Removal of the Restriction on Sharing Risk Management Employees. Order No. 2004 restricted sharing of risk management employees between transmission providers and marketing or energy affiliates, if such employees are engaged in transmission functions or sales or commodity functions. Order No. 690 relieves natural gas pipeline of this restriction.
Narrowing of Requirement to Post All Acts of Discretion Under Tariff. Order No. 690 modifies § 358.5(c)(4) to reinstate the pre-Order No. 2004 requirement that natural gas pipelines “maintain a written log of waivers that [the pipeline] grants with respect to tariff provisions that provide for such discretionary waivers,” in lieu of the broader requirement that natural gas pipelines maintain a log “detailing the circumstances and manner in which they exercised their discretion under any terms of the tariff.”
Restriction on Sharing Lawyers Clarified. Order No. 690 clarifies that participating in a business decision by rendering legal advice does not make a lawyer for a natural gas pipeline a transmission function employee who cannot be shared with energy or marketing affiliates.
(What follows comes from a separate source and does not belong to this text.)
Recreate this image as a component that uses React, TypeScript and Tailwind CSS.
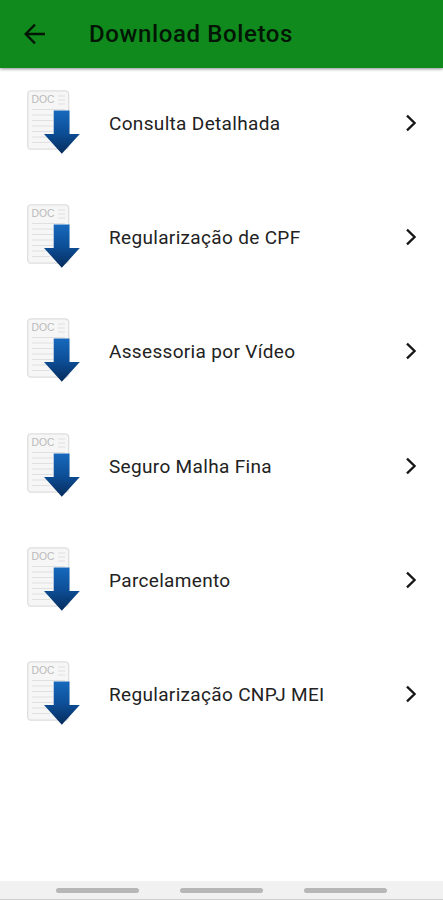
const items = [
  'Consulta Detalhada',
  'Regularização de CPF',
  'Assessoria por Vídeo',
  'Seguro Malha Fina',
  'Parcelamento',
  'Regularização CNPJ MEI',
];

function BackIcon() {
  return (
    <svg width="22" height="22" viewBox="0 0 22 22" fill="none" stroke="#031605" strokeWidth="2.3" className="block">
      <path d="M21 11H2M11 1.6L1.6 11l9.4 9.4" />
    </svg>
  );
}

function DocIcon() {
  return (
    <svg width="54" height="64" viewBox="0 0 54 64" className="block shrink-0">
      <defs>
        <linearGradient id="arrow" x1="0" y1="0" x2="0" y2="1">
          <stop offset="0" stopColor="#1769bd" />
          <stop offset="0.5" stopColor="#0d4f98" />
          <stop offset="1" stopColor="#062c5c" />
        </linearGradient>
      </defs>
      <rect x="0.7" y="0.8" width="41" height="58.4" rx="3.5" fill="#f6f6f6" stroke="#dedede" strokeWidth="1.3" />
      <text x="4.5" y="13" fontSize="10" textLength="23" lengthAdjust="spacingAndGlyphs" fill="#bababa" className="font-['Liberation_Sans',sans-serif]">
        DOC
      </text>
      <path
        d="M31 6h7M31 10h7M31 14h7M5 19.5h33M5 25h21M5 30.5h21M5 36h21M5 41.5h21M5 47h15M5 52.5h18"
        stroke="#e0e0e0"
        strokeWidth="1.2"
      />
      <path d="M26.7 20.5H42.5V44H52.8L34.8 63.8L17 44H26.7Z" fill="url(#arrow)" />
    </svg>
  );
}

function Chevron() {
  return (
    <svg width="12" height="18" viewBox="0 0 12 18" fill="none" stroke="#161616" strokeWidth="2.3" className="mt-[2px] block">
      <path d="M2 1.6L9.6 9L2 16.4" />
    </svg>
  );
}

export default function App() {
  return (
    <div className="flex h-[900px] w-[443px] flex-col overflow-hidden bg-white font-['Roboto',sans-serif]">
      <header className="z-10 flex h-[68px] shrink-0 items-center bg-[#108a1c] pl-6 shadow-[0_1px_3px_rgba(0,0,0,0.45)]">
        <BackIcon />
        <h1 className="ml-[43px] text-[24px] leading-none font-medium tracking-[0.62px] whitespace-nowrap text-[#031605]">
          Download Boletos
        </h1>
      </header>
      <ul className="flex flex-1 flex-col gap-[50.2px] pt-[22px]">
        {items.map((label) => (
          <li key={label} className="flex h-16 items-center pr-[26px] pl-[27px]">
            <DocIcon />
            <span className="ml-7 flex-1 pt-[3px] text-[19px] leading-none tracking-[0.33px] whitespace-nowrap text-[#222]">
              {label}
            </span>
            <Chevron />
          </li>
        ))}
      </ul>
      <nav className="flex h-[19px] shrink-0 items-center justify-center gap-[41px] border-b border-[#cfcfcf] bg-[#f1f1f1]">
        <span className="h-[5px] w-[83px] rounded-full bg-[#b7b7b7]" />
        <span className="h-[5px] w-[83px] rounded-full bg-[#b7b7b7]" />
        <span className="h-[5px] w-[83px] rounded-full bg-[#b7b7b7]" />
      </nav>
    </div>
  );
}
Pipeline Compliance with Standards of Conduct Not Required until Transportation for a Marketing Affiliate Commences. Order No. 690 clarifies that newly formed natural gas pipelines are not required to observe the standards of conduct until they commence transportation transactions with their marketing affiliates.
Implications of the Interim Rule
In response to the National Fuel remand, the Commission soon will initiate a rulemaking proceeding to reconsider its standards of conduct. The current composition of the Commission is quite different from that of the Commission that approved Order No. 2004, and the outcome of a rulemaking proceeding is uncertain. The Commission could seek to re-promulgate the Order No. 2004 standards of conduct for interstate pipelines, with more fulsome justification, or could issue a final rule that reflects the narrower approach taken in the interim rule. In addition, the rulemaking will likely provide a forum for considering revisions to the standards of conduct as they are applied to electric utilities.